I am attempting to use SQLAlchemy more fully, rather than just falling back to pure SQL at the first sign of distress.  In this case, I have a table in a Postgres database (9.5) which stores a set of integers as a group by associating individual items atom_id with a group identifier group_id.
Given a list of atom_ids, I'd like to be able to figure out which group_id, if any, that set of atom_ids belong to.  Solving this with just the group_id and atom_id columns was straightforward.
Now I'm trying to generalize such that a 'group' is made up of not just a list of atom_ids, but other context as well.  In the example below, the list is ordered by including a sequence column, but conceptually other columns could be used instead, such as a weight column which gives each atom_id a [0,1] floating point value representing that atom's 'share' of the group.
Below is most of a unit test demonstrating my issue.
First, some setup:
def test_multi_column_grouping(self):
    class MultiColumnGroups(base.Base):
        __tablename__ = 'multi_groups'
        group_id = Column(Integer)
        atom_id = Column(Integer)
        sequence = Column(Integer)  # arbitrary 'other' column.  In this case, an integer, but it could be a float (e.g. weighting factor)
    base.Base.metadata.create_all(self.engine)
    # Insert 6 rows representing 2 different 'groups' of values
    vals = [
        # Group 1
        {'group_id': 1, 'atom_id': 1, 'sequence': 1},
        {'group_id': 1, 'atom_id': 2, 'sequence': 2},
        {'group_id': 1, 'atom_id': 3, 'sequence': 3},
        # Group 2
        {'group_id': 2, 'atom_id': 1, 'sequence': 3},
        {'group_id': 2, 'atom_id': 2, 'sequence': 2},
        {'group_id': 2, 'atom_id': 3, 'sequence': 1},
    ]
    self.session.bulk_save_objects(
        [MultiColumnGroups(**x) for x in vals])
    self.session.flush()
    self.assertEqual(6, len(self.session.query(MultiColumnGroups).all()))
Now, I want to query the above table to find which group a specific set of inputs belongs to.

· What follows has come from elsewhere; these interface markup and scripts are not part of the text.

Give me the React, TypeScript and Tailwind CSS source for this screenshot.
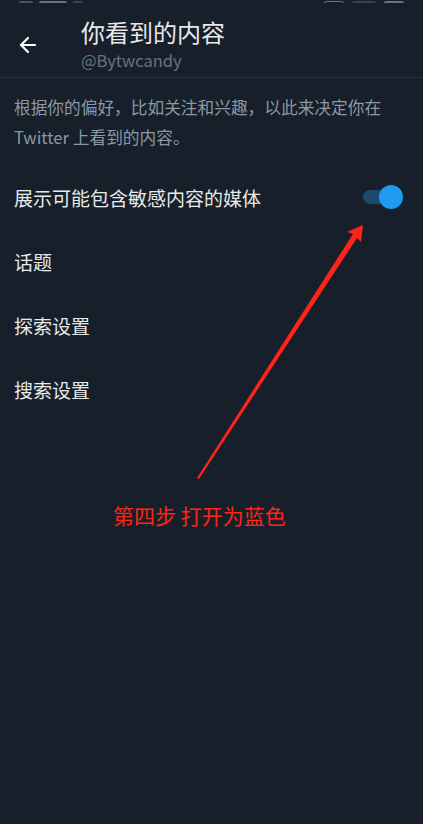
import { ArrowLeft } from 'lucide-react';

const font = { fontFamily: '"Noto Sans CJK SC", "Noto Sans", sans-serif' };

function Row({ label, toggle }: { label: string; toggle?: boolean }) {
  return (
    <div className="flex items-center justify-between h-[64px] pl-[14px] pr-[20px]">
      <span className="text-[19px] text-[#e7e9ea] leading-none">{label}</span>
      {toggle && (
        <div className="relative w-[40px] h-[24px] flex items-center">
          <div className="w-[36px] h-[14px] rounded-full bg-[#1c4a6e]" />
          <div className="absolute right-0 top-0 w-[24px] h-[24px] rounded-full bg-[#1d9bf0]" />
        </div>
      )}
    </div>
  );
}

export default function App() {
  return (
    <div className="relative w-[423px] h-[824px] bg-[#17202a] overflow-hidden" style={font}>
      {/* Status bar, cut off at the top edge */}
      <div className="h-[3px] overflow-hidden flex justify-between items-end px-[18px]">
        <div className="flex gap-[4px] items-end -mb-[10px]">
          <div className="w-[16px] h-[12px] bg-[#4a535d] rounded-sm" />
          <div className="w-[30px] h-[12px] bg-[#6a727b] rounded-sm" />
          <div className="w-[12px] h-[12px] bg-[#3a434d] rounded-sm" />
        </div>
        <div className="flex gap-[6px] items-end -mb-[10px]">
          <div className="w-[22px] h-[12px] border border-[#6a727b] rounded-sm" />
          <div className="w-[26px] h-[12px] bg-[#3a434d] rounded-sm" />
          <div className="w-[22px] h-[12px] bg-[#6a727b] rounded-sm" />
        </div>
      </div>

      {/* Header */}
      <div className="flex items-start h-[75px] border-b border-[#27323d]">
        <div className="w-[81px] pl-[16px] pt-[30px]">
          <ArrowLeft className="w-[24px] h-[24px] text-white" strokeWidth={2.2} />
        </div>
        <div className="flex flex-col pt-[14px]">
          <span className="text-[24px] text-[#e7e9ea] leading-[30px]">你看到的内容</span>
          <span className="text-[16.5px] text-[#66737f] leading-[22px] mt-[2px]">@Bytwcandy</span>
        </div>
      </div>

      {/* Description */}
      <p className="px-[14px] pt-[14px] text-[16.7px] leading-[30px] text-[#8b98a5]">
        根据你的偏好，比如关注和兴趣，以此来决定你在
        <br />
        Twitter 上看到的内容。
      </p>

      <div className="mt-[13px]">
        <Row label="展示可能包含敏感内容的媒体" toggle />
        <Row label="话题" />
        <Row label="探索设置" />
        <Row label="搜索设置" />
      </div>

      <div className="mt-[84px] pl-[113px] text-[21px] text-[#ff2318] leading-none">第四步 打开为蓝色</div>

      {/* Red annotation arrow */}
      <svg className="absolute left-0 top-0 pointer-events-none" width="423" height="824" viewBox="0 0 423 824">
        <path d="M197 478 L199 479 L357 238 L361 242 L363 225 L347 232 L353 234 Z" fill="#ff2318" />
      </svg>
    </div>
  );
}
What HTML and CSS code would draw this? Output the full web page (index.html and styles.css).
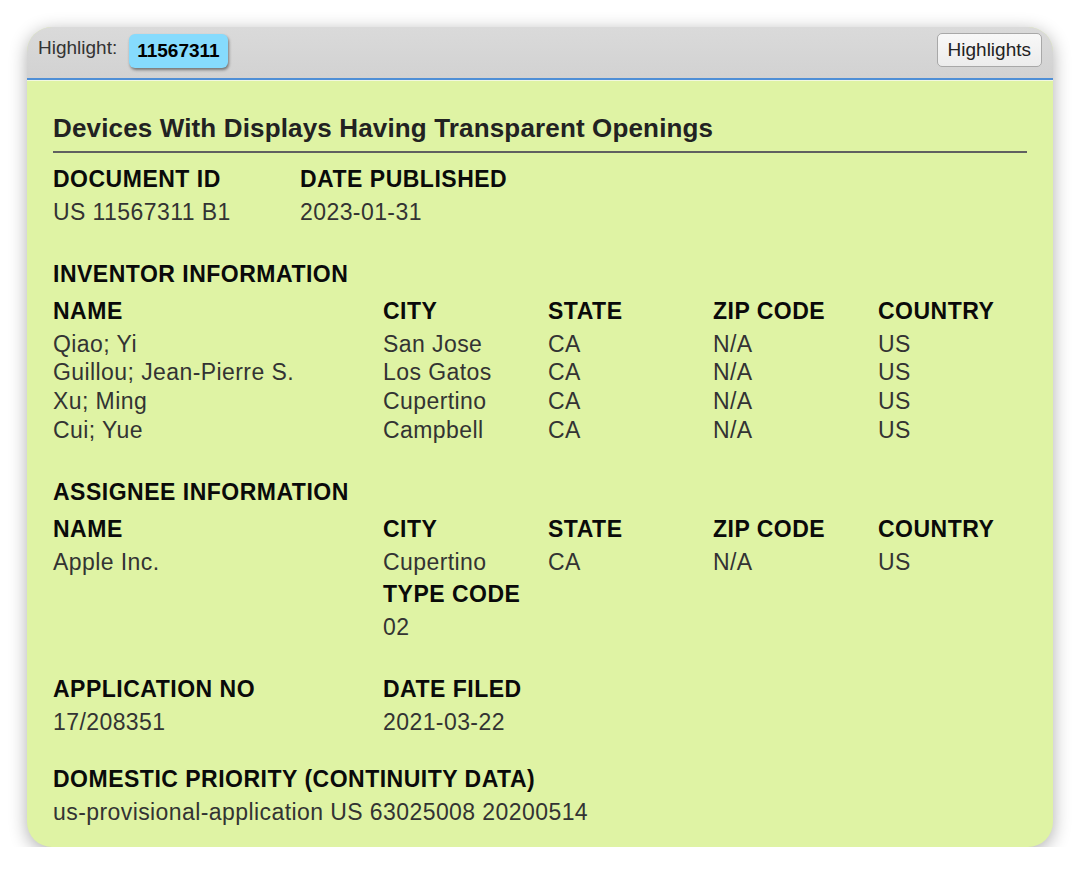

I'm using a list of (named) tuples to represent the query parameters.
    from collections import namedtuple
    Entity = namedtuple('Entity', ['atom_id', 'sequence'])
    values_to_match = [
        # (atom_id, sequence)
        Entity(1, 3),
        Entity(2, 2),
        Entity(3, 1),
        ]
    # The above list _should_ match with `group_id == 2`
Raw SQL solution. I'd prefer not to fall back on this, as a part of this exercise is to learn more SQLAlchemy.
    r = self.session.execute('''
        select group_id
        from multi_groups
        group by group_id
        having array_agg((atom_id, sequence)) = :query_tuples
        ''', {'query_tuples': values_to_match}).fetchone()
    print(r)  # > (2,)
    self.assertEqual(2, r[0])
Here is the above raw-SQL solution converted fairly directly into a 
broken SQLAlchemy query.  Running this produces a psycopg2 error: (psycopg2.ProgrammingError) operator does not exist: record[] = integer[].  I believe that I need to cast the array_agg into an int[]? That would work so long as the grouping columns are all integers (which, if need be, is an acceptable limitation), but ideally this would work with mixed-type input tuples / table columns.
    from sqlalchemy import tuple_
    from sqlalchemy.dialects.postgresql import array_agg
    existing_group = self.session.query(MultiColumnGroups).\
        with_entities(MultiColumnGroups.group_id).\
        group_by(MultiColumnGroups.group_id).\
        having(array_agg(tuple_(MultiColumnGroups.atom_id, MultiColumnGroups.sequence)) == values_to_match).\
        one_or_none()
    self.assertIsNotNone(existing_group)
    print('|{}|'.format(existing_group))
Is the above session.query() close?  Have I blinded myself here, and am missing something super obvious that would solve this problem in some other way?